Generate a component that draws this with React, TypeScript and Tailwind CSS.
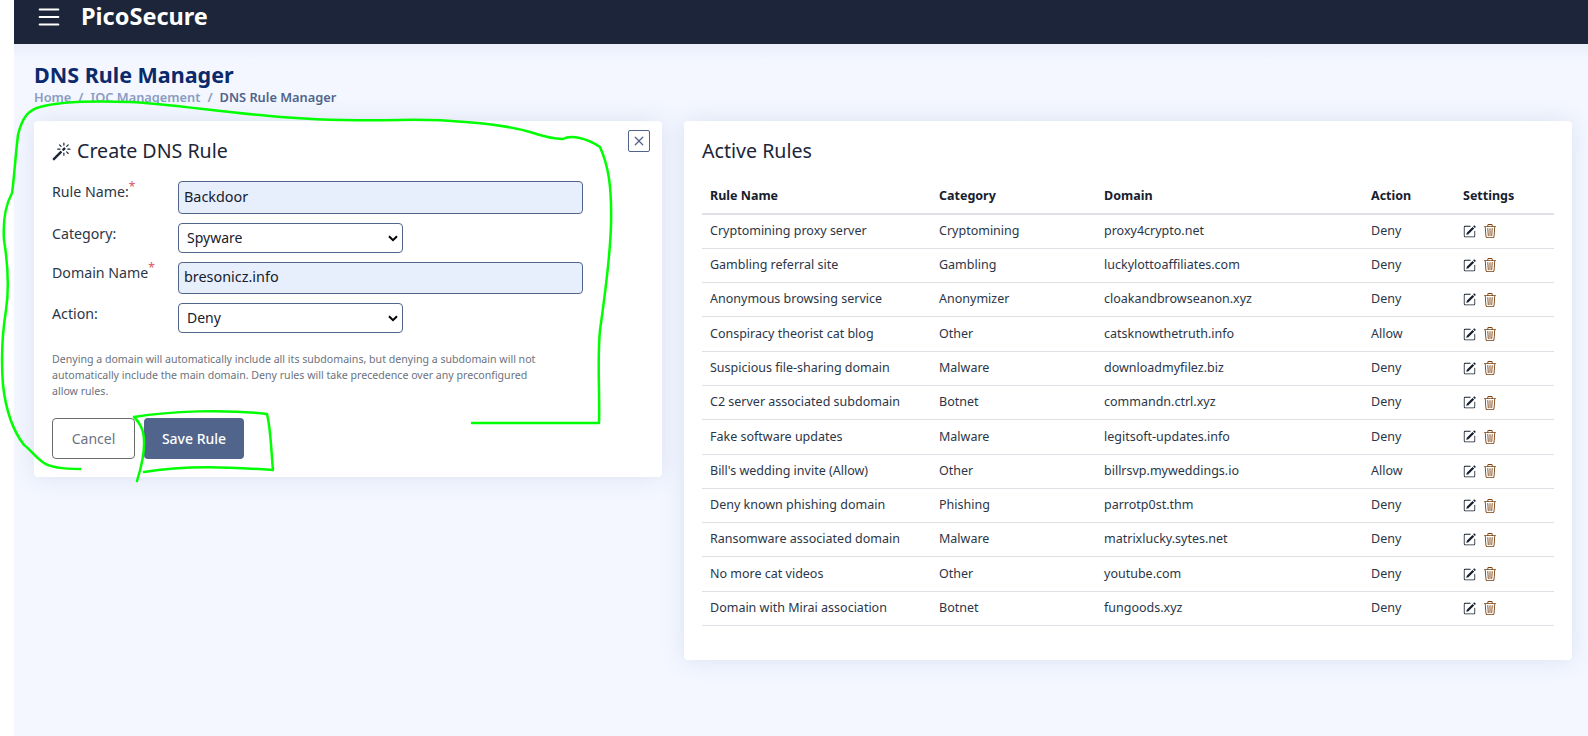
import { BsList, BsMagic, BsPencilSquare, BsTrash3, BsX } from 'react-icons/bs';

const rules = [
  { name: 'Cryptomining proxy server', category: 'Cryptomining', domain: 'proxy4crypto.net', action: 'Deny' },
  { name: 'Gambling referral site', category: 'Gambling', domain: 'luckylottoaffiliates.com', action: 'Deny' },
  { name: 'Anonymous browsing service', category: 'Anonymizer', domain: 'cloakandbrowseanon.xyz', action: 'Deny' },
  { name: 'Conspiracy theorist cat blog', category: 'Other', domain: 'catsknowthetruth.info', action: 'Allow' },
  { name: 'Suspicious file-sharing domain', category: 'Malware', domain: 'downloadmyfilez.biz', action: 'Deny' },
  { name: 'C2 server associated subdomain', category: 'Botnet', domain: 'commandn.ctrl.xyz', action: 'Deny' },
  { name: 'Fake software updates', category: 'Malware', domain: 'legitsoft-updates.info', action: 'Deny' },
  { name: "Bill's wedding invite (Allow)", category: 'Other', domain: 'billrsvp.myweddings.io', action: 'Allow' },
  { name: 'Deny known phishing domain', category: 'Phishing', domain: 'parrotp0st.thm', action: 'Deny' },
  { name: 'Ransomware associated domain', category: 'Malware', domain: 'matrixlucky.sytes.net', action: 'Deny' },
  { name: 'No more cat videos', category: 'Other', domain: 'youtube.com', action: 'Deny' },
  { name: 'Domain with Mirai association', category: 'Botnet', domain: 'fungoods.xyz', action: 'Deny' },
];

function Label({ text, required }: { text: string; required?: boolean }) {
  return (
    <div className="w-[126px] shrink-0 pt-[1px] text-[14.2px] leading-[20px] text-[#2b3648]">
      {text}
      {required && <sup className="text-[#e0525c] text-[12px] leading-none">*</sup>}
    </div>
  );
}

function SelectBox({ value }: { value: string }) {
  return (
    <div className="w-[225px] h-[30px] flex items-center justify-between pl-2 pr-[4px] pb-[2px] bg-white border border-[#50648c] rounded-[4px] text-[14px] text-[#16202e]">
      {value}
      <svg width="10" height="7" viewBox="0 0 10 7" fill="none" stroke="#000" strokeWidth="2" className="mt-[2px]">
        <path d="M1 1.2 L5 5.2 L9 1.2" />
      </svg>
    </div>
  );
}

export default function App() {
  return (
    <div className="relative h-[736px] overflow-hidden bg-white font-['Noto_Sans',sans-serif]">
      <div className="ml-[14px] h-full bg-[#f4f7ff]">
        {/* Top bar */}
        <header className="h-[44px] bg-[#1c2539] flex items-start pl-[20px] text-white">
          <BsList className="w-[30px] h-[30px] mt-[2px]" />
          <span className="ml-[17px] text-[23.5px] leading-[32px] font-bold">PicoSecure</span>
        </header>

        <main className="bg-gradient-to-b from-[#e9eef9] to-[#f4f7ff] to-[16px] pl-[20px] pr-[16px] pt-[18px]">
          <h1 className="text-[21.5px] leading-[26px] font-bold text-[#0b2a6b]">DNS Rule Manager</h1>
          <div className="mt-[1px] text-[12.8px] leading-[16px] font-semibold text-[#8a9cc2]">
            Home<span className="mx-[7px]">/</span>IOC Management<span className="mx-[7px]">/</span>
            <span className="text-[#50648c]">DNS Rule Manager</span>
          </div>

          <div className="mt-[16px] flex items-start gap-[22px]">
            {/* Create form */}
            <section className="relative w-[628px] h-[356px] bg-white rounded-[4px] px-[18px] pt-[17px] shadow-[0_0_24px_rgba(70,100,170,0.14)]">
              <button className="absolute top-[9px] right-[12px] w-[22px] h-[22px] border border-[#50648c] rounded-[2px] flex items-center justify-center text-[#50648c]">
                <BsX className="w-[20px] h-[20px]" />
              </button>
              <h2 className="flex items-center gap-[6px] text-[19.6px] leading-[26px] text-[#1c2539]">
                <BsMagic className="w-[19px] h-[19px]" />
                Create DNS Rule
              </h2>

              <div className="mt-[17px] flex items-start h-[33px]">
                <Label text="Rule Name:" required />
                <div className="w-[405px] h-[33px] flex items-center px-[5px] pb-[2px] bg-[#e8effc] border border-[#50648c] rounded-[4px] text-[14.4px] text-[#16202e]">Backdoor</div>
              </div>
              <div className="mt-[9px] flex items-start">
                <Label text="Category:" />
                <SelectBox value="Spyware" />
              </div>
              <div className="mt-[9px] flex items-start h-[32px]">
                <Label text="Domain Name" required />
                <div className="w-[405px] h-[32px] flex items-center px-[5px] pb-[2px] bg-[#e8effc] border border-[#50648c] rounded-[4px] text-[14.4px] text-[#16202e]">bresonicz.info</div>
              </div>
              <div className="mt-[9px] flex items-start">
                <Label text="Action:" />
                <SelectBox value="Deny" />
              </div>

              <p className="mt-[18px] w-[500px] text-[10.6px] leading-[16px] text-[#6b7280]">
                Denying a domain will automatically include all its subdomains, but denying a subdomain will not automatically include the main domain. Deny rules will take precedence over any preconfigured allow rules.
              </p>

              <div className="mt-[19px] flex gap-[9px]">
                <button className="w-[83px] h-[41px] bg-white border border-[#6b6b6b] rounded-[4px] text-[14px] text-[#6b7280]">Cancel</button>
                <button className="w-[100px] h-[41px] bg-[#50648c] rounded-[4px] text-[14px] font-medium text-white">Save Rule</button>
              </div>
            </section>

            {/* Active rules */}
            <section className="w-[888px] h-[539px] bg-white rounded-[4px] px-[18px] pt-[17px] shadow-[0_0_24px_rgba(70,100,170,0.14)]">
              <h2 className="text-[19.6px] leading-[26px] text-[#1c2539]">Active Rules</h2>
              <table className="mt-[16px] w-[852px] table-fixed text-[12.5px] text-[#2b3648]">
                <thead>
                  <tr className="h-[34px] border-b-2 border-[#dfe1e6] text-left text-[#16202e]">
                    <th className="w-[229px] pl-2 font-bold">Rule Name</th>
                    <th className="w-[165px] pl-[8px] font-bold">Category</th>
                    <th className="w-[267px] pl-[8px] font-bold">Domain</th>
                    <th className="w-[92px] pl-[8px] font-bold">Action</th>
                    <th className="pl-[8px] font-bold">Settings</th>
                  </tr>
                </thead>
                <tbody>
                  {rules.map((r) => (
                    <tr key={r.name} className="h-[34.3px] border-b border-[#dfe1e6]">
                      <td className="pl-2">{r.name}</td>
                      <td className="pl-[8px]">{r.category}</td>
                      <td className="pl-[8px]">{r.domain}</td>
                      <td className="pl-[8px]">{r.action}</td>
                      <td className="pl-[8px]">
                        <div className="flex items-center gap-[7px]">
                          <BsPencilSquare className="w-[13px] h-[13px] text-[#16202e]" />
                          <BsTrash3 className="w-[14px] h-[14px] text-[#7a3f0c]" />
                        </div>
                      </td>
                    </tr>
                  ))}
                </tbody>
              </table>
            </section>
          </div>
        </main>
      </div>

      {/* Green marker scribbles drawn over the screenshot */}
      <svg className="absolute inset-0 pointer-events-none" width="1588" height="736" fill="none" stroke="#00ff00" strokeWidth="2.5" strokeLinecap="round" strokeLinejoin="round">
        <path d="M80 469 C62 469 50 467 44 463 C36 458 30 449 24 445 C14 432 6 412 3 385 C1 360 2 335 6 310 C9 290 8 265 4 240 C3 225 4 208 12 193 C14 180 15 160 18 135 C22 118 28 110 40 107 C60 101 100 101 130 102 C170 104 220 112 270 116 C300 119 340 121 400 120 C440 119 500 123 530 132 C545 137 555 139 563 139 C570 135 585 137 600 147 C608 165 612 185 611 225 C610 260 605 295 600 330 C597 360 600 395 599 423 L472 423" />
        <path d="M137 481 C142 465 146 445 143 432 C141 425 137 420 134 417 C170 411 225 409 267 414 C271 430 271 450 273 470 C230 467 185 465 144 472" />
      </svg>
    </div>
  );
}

YOUR OBJECTIVE -> Write down every line from the opening of the listing to the line with "BsPencilSquare, BsTrash3, BsX", both included, and nothing else; the pictures are omitted.

ANSWER TO THIS PROBLEM ->
Generate a component that draws this with React, TypeScript and Tailwind CSS.
import { BsList, BsMagic, BsPencilSquare, BsTrash3, BsX } from 'react-icons/bs';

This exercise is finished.